### Task prompt
Only the number is needed: how many lines contain the word "this"?

-- start --

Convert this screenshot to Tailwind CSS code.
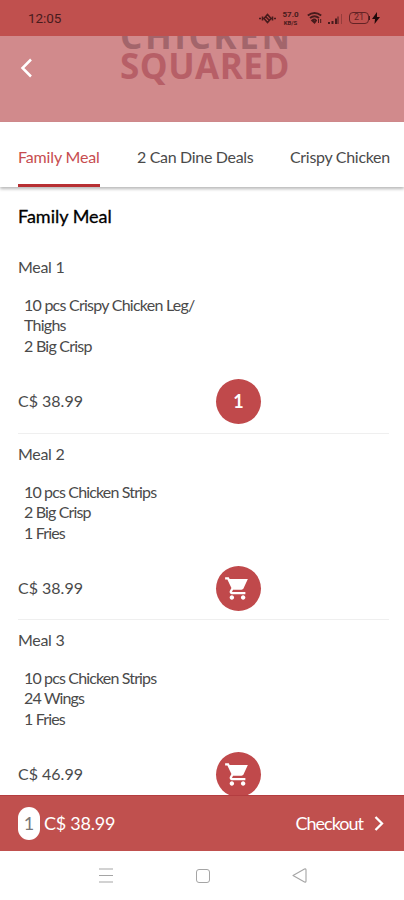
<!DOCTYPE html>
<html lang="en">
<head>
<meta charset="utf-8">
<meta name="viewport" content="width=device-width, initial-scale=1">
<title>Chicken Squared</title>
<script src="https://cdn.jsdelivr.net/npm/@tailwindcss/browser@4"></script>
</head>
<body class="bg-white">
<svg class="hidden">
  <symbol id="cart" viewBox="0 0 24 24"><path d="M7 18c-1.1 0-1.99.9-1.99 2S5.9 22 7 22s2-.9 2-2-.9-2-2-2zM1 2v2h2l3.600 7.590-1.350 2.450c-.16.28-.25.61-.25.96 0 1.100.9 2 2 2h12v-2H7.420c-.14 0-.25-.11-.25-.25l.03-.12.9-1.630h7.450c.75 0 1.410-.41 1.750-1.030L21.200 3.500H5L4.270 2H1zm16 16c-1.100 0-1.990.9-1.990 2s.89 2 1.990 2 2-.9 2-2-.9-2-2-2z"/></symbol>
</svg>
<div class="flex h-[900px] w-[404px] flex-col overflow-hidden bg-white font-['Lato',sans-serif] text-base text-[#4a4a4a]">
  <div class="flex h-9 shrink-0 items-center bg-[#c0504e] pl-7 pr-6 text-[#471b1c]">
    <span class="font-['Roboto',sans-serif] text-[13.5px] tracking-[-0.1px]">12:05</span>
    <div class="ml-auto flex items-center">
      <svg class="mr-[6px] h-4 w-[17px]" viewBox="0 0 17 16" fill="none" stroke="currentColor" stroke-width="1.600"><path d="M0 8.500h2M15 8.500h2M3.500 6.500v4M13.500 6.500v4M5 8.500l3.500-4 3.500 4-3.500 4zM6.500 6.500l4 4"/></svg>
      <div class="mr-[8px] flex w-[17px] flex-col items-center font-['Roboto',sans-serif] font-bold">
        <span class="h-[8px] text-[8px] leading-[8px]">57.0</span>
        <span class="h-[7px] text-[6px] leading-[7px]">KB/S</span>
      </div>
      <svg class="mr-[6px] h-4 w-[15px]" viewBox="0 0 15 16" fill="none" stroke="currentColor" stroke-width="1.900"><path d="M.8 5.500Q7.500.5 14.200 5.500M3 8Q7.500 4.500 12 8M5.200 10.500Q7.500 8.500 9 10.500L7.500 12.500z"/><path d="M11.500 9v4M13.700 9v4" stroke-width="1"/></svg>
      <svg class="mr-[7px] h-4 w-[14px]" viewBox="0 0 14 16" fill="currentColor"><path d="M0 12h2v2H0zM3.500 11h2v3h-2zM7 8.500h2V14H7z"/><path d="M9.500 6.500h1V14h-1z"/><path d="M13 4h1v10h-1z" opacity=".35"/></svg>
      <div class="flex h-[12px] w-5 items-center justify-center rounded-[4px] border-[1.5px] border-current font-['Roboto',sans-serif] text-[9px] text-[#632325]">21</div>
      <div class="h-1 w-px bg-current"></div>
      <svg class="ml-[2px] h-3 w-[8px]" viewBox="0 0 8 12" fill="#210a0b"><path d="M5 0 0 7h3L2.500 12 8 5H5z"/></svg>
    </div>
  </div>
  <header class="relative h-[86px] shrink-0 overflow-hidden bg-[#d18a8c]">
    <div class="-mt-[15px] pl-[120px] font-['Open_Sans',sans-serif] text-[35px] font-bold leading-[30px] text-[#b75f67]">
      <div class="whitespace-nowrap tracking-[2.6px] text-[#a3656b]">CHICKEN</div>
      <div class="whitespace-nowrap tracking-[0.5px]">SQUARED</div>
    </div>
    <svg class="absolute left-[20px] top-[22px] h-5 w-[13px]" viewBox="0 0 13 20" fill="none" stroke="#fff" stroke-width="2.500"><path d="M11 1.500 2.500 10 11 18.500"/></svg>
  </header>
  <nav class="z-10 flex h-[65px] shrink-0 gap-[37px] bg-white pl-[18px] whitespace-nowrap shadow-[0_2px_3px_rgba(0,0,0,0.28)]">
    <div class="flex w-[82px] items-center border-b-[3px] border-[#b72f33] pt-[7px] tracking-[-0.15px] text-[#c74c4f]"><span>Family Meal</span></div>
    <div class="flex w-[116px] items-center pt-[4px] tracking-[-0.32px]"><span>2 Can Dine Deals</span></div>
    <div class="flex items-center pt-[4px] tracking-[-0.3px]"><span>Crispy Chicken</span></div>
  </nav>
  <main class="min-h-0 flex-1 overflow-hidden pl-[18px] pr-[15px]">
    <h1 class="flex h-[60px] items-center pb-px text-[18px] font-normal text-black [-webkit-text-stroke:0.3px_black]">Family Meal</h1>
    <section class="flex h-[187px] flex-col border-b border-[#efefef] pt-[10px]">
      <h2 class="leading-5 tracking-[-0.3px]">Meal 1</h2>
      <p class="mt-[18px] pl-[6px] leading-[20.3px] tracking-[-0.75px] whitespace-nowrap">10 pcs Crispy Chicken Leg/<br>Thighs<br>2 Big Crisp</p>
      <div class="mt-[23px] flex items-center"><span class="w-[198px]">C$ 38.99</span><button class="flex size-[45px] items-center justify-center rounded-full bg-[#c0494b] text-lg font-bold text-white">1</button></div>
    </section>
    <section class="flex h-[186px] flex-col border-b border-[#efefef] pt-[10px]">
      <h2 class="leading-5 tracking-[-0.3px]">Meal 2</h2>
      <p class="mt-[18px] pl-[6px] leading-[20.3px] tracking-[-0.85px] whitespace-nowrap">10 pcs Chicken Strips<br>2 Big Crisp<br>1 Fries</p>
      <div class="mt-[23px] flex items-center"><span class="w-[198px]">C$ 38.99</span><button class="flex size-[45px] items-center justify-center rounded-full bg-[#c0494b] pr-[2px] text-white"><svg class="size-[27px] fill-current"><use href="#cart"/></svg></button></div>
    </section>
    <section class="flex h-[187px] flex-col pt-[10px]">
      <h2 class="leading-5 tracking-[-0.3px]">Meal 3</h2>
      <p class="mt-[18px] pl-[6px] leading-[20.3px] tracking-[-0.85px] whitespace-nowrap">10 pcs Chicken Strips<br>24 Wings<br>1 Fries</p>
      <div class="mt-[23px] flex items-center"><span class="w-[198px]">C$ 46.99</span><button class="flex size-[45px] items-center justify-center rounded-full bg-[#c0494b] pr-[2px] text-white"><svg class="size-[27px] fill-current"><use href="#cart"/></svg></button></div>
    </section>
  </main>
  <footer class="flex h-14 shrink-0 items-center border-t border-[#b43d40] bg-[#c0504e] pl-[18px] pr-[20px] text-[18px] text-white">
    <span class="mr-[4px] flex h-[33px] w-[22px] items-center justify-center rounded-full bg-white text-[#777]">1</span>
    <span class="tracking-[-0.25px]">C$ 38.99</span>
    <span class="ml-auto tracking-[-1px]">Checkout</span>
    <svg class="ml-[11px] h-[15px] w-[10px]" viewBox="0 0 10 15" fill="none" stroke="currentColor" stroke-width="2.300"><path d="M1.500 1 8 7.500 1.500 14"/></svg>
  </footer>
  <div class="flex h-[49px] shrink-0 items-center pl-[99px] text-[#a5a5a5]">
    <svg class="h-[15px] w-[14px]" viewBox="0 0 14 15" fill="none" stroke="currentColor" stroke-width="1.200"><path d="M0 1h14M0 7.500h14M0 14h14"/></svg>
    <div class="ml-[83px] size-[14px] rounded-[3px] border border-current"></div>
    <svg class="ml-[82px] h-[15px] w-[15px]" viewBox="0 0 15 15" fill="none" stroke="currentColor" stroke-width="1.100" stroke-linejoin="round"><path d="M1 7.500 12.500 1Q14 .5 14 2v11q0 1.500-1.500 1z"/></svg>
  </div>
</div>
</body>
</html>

-- end --
-- start --

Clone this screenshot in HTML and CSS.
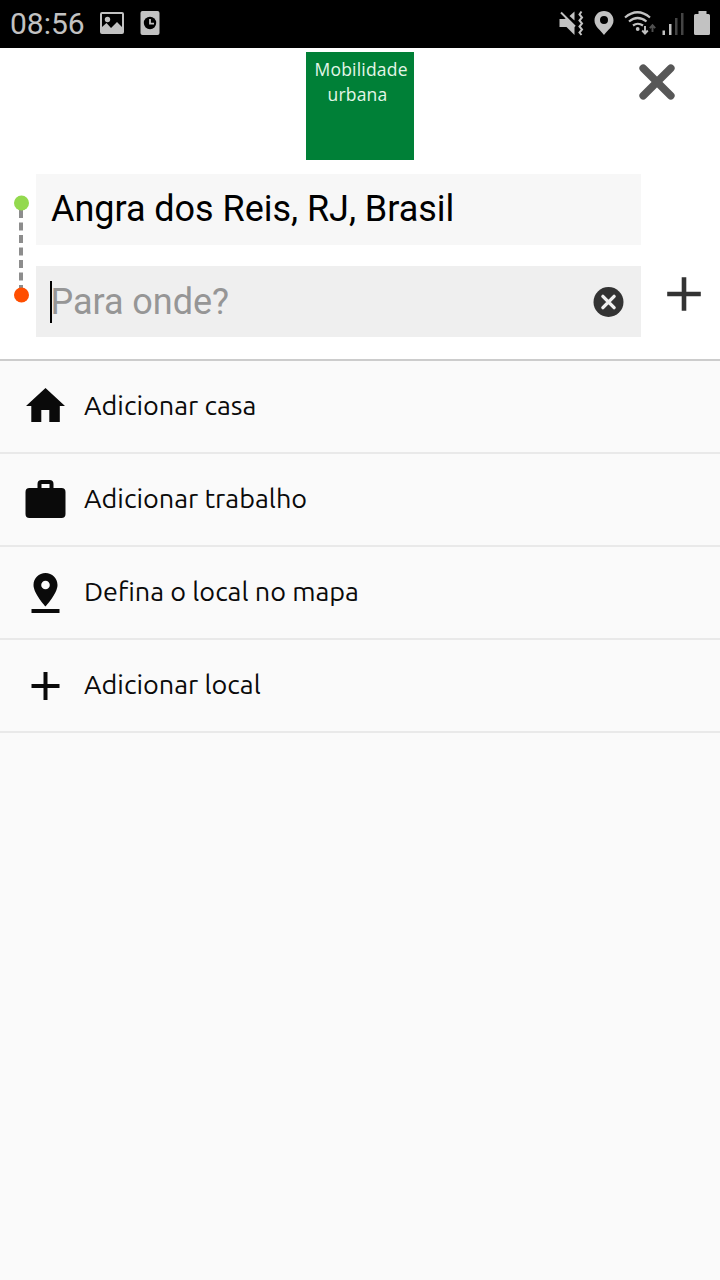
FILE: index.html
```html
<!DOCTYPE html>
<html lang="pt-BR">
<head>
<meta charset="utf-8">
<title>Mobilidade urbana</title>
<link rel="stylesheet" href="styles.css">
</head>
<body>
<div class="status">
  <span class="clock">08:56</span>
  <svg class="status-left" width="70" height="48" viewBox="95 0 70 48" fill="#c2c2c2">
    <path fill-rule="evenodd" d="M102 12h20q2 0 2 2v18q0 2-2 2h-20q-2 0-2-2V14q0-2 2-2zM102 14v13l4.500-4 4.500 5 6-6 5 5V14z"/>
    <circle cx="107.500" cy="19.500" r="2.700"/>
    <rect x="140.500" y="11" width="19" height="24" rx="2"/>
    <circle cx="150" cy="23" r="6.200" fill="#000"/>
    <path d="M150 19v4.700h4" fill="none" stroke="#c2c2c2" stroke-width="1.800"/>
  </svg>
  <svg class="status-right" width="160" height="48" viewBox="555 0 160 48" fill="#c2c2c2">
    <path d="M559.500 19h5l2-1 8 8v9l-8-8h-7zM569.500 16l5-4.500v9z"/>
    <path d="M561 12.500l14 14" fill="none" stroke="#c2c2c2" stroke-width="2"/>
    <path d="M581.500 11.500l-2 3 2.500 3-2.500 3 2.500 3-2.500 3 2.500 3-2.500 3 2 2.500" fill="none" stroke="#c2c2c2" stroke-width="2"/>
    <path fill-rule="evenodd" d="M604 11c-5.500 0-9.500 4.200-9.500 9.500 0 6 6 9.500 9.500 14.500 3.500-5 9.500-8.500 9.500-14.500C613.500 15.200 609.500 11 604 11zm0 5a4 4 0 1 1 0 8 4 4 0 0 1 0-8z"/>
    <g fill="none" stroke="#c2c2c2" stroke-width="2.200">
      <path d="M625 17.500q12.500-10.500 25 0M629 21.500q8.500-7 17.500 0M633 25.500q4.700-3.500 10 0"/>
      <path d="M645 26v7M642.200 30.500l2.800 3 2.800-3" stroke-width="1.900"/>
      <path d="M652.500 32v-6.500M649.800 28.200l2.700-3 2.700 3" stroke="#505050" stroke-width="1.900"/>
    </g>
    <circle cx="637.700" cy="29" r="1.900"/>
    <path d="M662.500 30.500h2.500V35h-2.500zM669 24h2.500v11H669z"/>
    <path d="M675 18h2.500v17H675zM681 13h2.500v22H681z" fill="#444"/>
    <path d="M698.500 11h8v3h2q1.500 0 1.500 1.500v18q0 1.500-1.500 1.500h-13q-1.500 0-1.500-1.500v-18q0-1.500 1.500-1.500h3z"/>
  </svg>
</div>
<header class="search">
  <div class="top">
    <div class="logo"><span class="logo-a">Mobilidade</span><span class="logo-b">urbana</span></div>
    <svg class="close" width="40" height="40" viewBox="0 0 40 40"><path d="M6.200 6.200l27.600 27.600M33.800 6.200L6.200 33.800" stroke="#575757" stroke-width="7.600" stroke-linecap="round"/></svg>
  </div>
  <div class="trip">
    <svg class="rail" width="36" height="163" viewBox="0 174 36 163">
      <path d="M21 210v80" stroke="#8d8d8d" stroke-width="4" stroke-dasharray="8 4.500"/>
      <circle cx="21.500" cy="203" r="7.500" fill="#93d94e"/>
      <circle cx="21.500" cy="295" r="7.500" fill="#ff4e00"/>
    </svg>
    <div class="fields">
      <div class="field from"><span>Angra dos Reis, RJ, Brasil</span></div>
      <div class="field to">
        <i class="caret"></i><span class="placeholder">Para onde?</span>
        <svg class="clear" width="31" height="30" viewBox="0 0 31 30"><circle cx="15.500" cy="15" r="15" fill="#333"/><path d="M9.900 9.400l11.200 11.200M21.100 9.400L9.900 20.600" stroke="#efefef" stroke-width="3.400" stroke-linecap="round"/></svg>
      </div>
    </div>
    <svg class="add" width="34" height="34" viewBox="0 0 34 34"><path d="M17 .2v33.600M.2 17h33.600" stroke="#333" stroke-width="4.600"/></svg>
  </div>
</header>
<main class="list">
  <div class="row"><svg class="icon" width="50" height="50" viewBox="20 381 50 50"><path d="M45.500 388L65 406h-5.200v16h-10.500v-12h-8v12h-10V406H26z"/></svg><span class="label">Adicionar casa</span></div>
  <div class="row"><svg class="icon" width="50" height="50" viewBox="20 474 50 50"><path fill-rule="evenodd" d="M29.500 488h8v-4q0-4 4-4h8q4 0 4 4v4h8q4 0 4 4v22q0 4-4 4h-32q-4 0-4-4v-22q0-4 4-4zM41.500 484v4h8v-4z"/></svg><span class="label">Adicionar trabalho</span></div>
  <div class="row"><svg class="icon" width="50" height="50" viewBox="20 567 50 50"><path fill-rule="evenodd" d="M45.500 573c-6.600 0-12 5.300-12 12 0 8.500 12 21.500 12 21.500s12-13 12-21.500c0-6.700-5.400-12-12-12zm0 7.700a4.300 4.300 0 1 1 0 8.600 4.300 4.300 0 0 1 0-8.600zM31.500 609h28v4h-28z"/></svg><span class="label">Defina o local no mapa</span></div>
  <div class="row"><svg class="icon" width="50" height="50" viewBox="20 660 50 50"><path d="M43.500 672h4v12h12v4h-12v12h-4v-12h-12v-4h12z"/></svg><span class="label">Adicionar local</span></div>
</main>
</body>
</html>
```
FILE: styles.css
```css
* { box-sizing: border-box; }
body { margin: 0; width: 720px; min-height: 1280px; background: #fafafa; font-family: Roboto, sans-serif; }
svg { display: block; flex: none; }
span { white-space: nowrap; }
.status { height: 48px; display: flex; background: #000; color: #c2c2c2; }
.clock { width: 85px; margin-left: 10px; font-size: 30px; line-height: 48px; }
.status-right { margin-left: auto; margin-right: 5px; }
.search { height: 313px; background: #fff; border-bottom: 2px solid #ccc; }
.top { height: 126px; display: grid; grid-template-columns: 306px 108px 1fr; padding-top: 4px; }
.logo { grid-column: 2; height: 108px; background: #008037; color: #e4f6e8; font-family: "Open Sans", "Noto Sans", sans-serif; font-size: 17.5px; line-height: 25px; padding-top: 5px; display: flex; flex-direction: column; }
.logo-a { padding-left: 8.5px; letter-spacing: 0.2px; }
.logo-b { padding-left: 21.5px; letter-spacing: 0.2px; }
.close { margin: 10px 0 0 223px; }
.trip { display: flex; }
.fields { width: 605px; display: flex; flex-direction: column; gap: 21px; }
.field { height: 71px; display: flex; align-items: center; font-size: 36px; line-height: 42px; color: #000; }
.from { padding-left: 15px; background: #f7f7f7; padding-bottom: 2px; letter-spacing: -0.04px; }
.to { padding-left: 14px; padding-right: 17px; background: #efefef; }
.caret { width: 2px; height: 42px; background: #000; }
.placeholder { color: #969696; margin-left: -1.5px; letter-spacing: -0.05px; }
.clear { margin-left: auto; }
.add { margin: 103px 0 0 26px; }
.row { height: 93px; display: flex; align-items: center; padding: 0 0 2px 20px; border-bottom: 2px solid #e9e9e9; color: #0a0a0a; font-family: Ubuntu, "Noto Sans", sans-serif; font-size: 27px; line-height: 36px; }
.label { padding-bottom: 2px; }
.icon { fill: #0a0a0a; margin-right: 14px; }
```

-- end --

### Result
2